Seymour":1s7gfprc said:
original poster":1s7gfprc said:
Seymour have a look at the 2019 cap, it looks far brighter.
They went for it all in 2017 at the expense of 2018 and it didn’t work out.
Nobody on this planet would have been unhappy with it had it worked, and it very easily could have done if it wasn’t for a number of factors outside of their control.
I appreciate the upbeat post, but we go from 46 players under contract to 22 players under contract in 2019 and have lost draft picks due to poor moves (actually 19 players if you remove McDowell, Lane, Chancellor) I see that as a whole different problem, not necessarily better for building a winning team. Also, many of those left will be near their careers end.

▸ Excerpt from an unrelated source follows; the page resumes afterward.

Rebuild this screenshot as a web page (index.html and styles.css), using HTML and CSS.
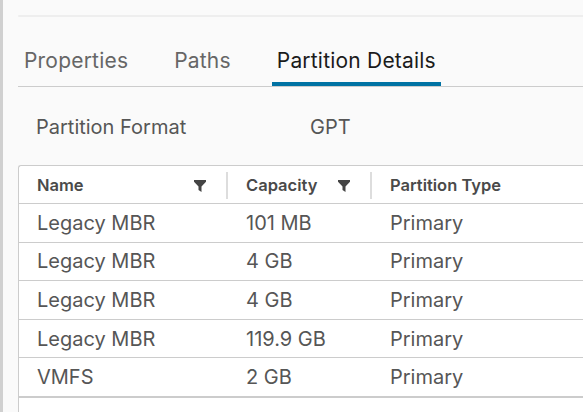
FILE: index.html
```html
<!DOCTYPE html>
<html lang="en">
<head>
    <meta charset="UTF-8">
    <meta name="viewport" content="width=device-width, initial-scale=1.0">
    <title>Partition Details</title>
    <link rel="stylesheet" href="styles.css">
</head>
<body>
    <div class="page">
        <div class="side-bar"></div>
        <main class="content">
            <div class="top-rule"></div>

            <nav class="tabs">
                <button class="tab">Properties</button>
                <button class="tab">Paths</button>
                <button class="tab active">Partition Details</button>
            </nav>

            <div class="detail-row">
                <span class="detail-label">Partition Format</span>
                <span class="detail-value">GPT</span>
            </div>

            <div class="grid">
                <div class="grid-row grid-head">
                    <div class="cell">
                        <span>Name</span>
                        <svg class="filter-icon" viewBox="0 0 12 12"><path d="M0 0H12V1.8L7.5 6.4V12L4.5 10V6.4L0 1.8Z"/></svg>
                        <span class="col-sep"></span>
                    </div>
                    <div class="cell">
                        <span>Capacity</span>
                        <svg class="filter-icon" viewBox="0 0 12 12"><path d="M0 0H12V1.8L7.5 6.4V12L4.5 10V6.4L0 1.8Z"/></svg>
                        <span class="col-sep"></span>
                    </div>
                    <div class="cell">
                        <span>Partition Type</span>
                    </div>
                </div>
                <div class="grid-row">
                    <div class="cell">Legacy MBR</div>
                    <div class="cell">101 MB</div>
                    <div class="cell">Primary</div>
                </div>
                <div class="grid-row">
                    <div class="cell">Legacy MBR</div>
                    <div class="cell">4 GB</div>
                    <div class="cell">Primary</div>
                </div>
                <div class="grid-row">
                    <div class="cell">Legacy MBR</div>
                    <div class="cell">4 GB</div>
                    <div class="cell">Primary</div>
                </div>
                <div class="grid-row">
                    <div class="cell">Legacy MBR</div>
                    <div class="cell">119.9 GB</div>
                    <div class="cell">Primary</div>
                </div>
                <div class="grid-row">
                    <div class="cell">VMFS</div>
                    <div class="cell">2 GB</div>
                    <div class="cell">Primary</div>
                </div>
                <div class="grid-foot"></div>
            </div>
        </main>
    </div>
</body>
</html>
```

FILE: styles.css
```css
body {
    margin: 0;
    font-family: Inter, "Noto Sans", sans-serif;
    background-color: #fafafa;
    color: #565656;
    overflow: hidden;
}
.page {
    display: flex;
    height: 412px;
}
.side-bar {
    width: 3px;
    flex-shrink: 0;
    background-color: #d0d0d0;
}
.content {
    flex: 1;
    padding-left: 15px;
    overflow: hidden;
}
.top-rule {
    height: 2px;
    margin-top: 15px;
    background-color: #eeeeee;
    border-radius: 1px 0 0 1px;
}
.tabs {
    display: flex;
    gap: 36px;
    margin-top: 32px;
    padding-left: 1px;
    border-bottom: 1px solid #cccccc;
}
.tab {
    font-family: inherit;
    font-size: 21px;
    letter-spacing: 0.2px;
    line-height: 24px;
    color: #666666;
    background: none;
    border: none;
    border-bottom: 4px solid transparent;
    padding: 0 5px 9px;
    margin: 0;
    cursor: pointer;
}
.tab.active {
    color: #1b1b1b;
    border-bottom-color: #0072a3;
}
.detail-row {
    display: flex;
    padding: 28px 0 0 18px;
    font-size: 20px;
    line-height: 24px;
}
.detail-label {
    width: 274px;
}
.grid {
    width: 700px;
    margin-top: 26px;
    background: white;
    border: 1px solid #cccccc;
    border-right: none;
    border-radius: 3px 0 0 0;
}
.grid-row {
    display: grid;
    grid-template-columns: 209px 144px 1fr;
    height: 38.6px;
    box-sizing: border-box;
    border-bottom: 1px solid #cccccc;
    font-size: 20px;
}
.grid-head {
    height: 38px;
    font-size: 16.5px;
    font-weight: 600;
    color: #4a4a4a;
}
.cell {
    display: flex;
    align-items: center;
    padding-left: 18px;
    position: relative;
}
.filter-icon {
    width: 12px;
    height: 12px;
    fill: #444444;
    margin-left: auto;
    margin-right: 22px;
    margin-top: 2px;
}
.col-sep {
    position: absolute;
    right: 0;
    top: 6px;
    bottom: 4px;
    width: 2px;
    background-color: #dddddd;
}
.grid-foot {
    height: 40px;
    border-top: 1px solid #cccccc;
}
```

We will have an average of $2.6M per player to fill those 31 spots to make the 53.
I'm going to estimate the 2019 salary cap at $190M.
22 players under contract already. leaving 29 roster spors that count against the cap to fill.
With that said, it's almost a given that the following won't be on the team in 2019 - Michael Bennett, Jeremy Lane, Kam Chancellor and Jon Ryan.
So actually, there's 18 players under contract, leaving 33 roster spots (not including the two free ones).
Assuming a cap space of $190M that leaves the team with a staggering $114M to build the team. That's a lot...
Dividing that up equally between all the players needing a roster spot makes it $3.45M per player, but obviously it doesn't work out like that.
Lets assume 5 drafted players make the team in 2018, 2 UDFA's and 6 drafted players in 2019 with, again, 2 UDFA's.
As a pretty accurate estimate, that'll cost the team about $12M in cap space for 2019. Now the team has 18 roster spots and $102M in cap space.
Dividing that up equally again, and thats $5.66M per player, looking a lot better now.
Obviously some of those will be vet minimum, lets say the Seahawks sign 4 vet minimums with 4-6 years experience and 1 with 7-9 years experience, that will cost the team exactly $4.075M.
Now the cap space is at $97,925,000.
Now thats $7.5M per player. 13 players earning $7.5M.
Player 1 gets - $4M
Player 2 gets $4M
Player 3 gets $4.5M
Player 4 gets $4.75M
Player 5 gets $5.25M
Player 6 gets $5.25M
Player 7 gets $6M
Player 8 gets $6.25M
Player 9 gets $8M
Player 10 gets $10.5M
Player 11 gets $10.5M
Player 12 gets $13M
Player 13 gets $16M
That would mean 7 players are earning over $10M a year, a fair amount of rookies some depth players are a good chunk of impact players.
That MUST make you feel better about the team going forwards.
I don't want people to think the Seahawks are in a downward trend due to their cap issues in 2018, the reality is, barring one single year, they are in a fantastic place to reload old talent and pay the existing rookies that are worthy and deserving of a second contract.
It's no mistake that John has all this cap space in 2019 and firms up my belief that they are in a 2 year plan to churn the roster and still put out a truly fantastic team in 2018, 2019 and beyond.